Я присутствовал и на судебном разбирательстве по делу брата. Все судебные процессы во время и после гражданской войны были похожи один на другой. Фашистское правительство нанимало специальных челобитчиков-профессионалов, которые в траурных одеждах выступали перед судом, а когда подсудимого вводили, бросались на него, готовые разорвать его в клочья, так что полиции с большим трудом удавалось их успокоить. Случалось даже, кто-нибудь из них настолько входил в роль, что в прямом смысле слова дрался с полицейскими и полиция, не привыкшая получать тумаки, бралась за дубинки, пока судья не приказывать покинуть зал всем посторонним. Тогда траурный хор усаживался снаружи и на разные голоса орал: «Смерть убийце! Смерть убийце!»
В зале военные судьи били молотом правосудия народу по голове, и немногие отделывались наказанием менее чем в двадцать лет тюрьмы.
Когда коммунальная служба уезжала, оставалось только ждать вечера. Мы отправлялись в центр города, чувствуя на себе беспокойные взгляды матерей. Они знали: мы сделаны из огня, а ночь — это горючее. Мы ходили туда-сюда по широким улицам в свете неоновых лучей, звуки девичьих каблуков иглами пронзали наши напряженные тела, страсть снедала нас. Мы пинали пустые консервные банки, всего опасались и ругали небеса.

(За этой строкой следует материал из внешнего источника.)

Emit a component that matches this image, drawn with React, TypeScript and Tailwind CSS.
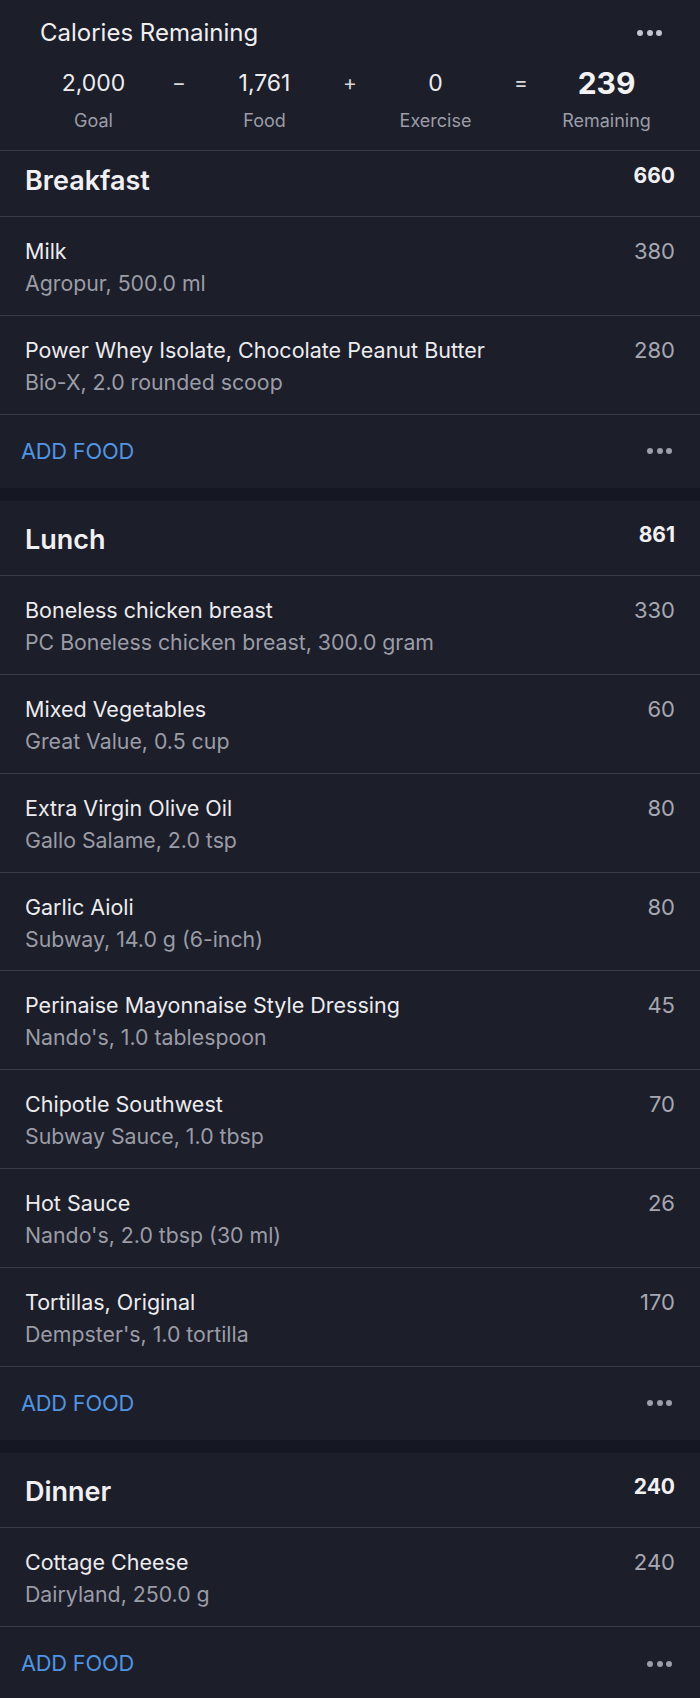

Мир был красив, но этого было мало. Нужен был кто-то, чтобы вместе спать. Мы смотрели на девушек и удивлялись тому, что они как будто ничего не понимали. Или все-таки понимали?

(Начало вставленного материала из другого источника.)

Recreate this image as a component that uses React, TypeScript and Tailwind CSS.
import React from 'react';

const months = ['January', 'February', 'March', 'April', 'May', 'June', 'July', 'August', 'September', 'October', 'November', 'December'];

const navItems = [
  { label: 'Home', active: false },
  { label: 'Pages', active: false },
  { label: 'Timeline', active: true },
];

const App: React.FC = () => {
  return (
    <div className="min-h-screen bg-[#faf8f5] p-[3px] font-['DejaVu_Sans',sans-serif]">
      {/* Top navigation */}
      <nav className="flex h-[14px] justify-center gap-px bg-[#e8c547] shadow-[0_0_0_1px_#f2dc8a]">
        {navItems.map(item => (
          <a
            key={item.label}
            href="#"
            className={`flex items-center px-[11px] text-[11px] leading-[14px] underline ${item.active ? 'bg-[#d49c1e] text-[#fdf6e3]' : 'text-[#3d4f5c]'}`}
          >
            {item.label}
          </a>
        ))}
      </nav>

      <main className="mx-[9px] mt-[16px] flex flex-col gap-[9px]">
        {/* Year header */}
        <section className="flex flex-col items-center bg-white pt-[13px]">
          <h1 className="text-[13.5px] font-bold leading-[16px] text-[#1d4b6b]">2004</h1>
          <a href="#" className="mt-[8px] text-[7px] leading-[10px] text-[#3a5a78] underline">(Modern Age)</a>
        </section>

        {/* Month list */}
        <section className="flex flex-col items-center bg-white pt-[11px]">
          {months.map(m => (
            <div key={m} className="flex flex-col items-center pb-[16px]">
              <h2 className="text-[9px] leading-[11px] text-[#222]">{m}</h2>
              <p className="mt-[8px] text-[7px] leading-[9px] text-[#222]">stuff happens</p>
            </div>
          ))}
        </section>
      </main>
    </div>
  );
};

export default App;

Мы косились на окна, в которых мерцал свет, и бесились, оттого что никто не зазывал нас к себе, ничья дверь не отворялась, приглашая внутрь. Мы бродили взад и вперед целый вечер, одинокие, тоскуя по всему сразу и оставаясь ни с чем. Единственным спасением была усталость, с усталостью приходил сон.
Поутру хождение начиналось снова. Появлялись новые ожидания, но конец оставался все тот же. Много раз мы устраивали обход борделей. Не знаю, бывали ли вы когда-нибудь в борделе, но это место определенно имеет свое очарование.
Полуосвещенная комната, пестрое нижнее белье, уставшие девицы, старающиеся приветливо улыбаться.
Платить нам обычно было нечем. Пятьдесят, а то и восемьдесят драхм были для нас мечтой, на такую сумму мы могли посмотреть десять футбольных матчей или столько же раз съездить на пляж. Но мы все же ходили в бордель, курили бычки и смотрели на девушек.
Те из нас, кто читал Достоевского, в глубине души надеялись, что какая-нибудь из девушек с нашей помощью захочет спастись, но дело всегда кончалось тем, что хозяйка борделя нас выпроваживала, чтобы мы зря не занимали место, потому что в борделе «трахаются, а не пялятся тайком на девчонок», как она выражалась.
Потом мы шли домой и ложились в кровать. Мы знали, что мать в соседней комнате не спит. Она лежит и смотрит в потолок. Она не может заснуть, пока дыхание сына не станет размеренным и спокойным.
И тогда над домом воцарялась новая тишина. Небо уже светлело, оно было единственное наше утешение в этом богом забытом городке, но как же ненадолго хватало этого утешения.
Когда покупаешь билет на поезд, не думаешь. Просто надеешься.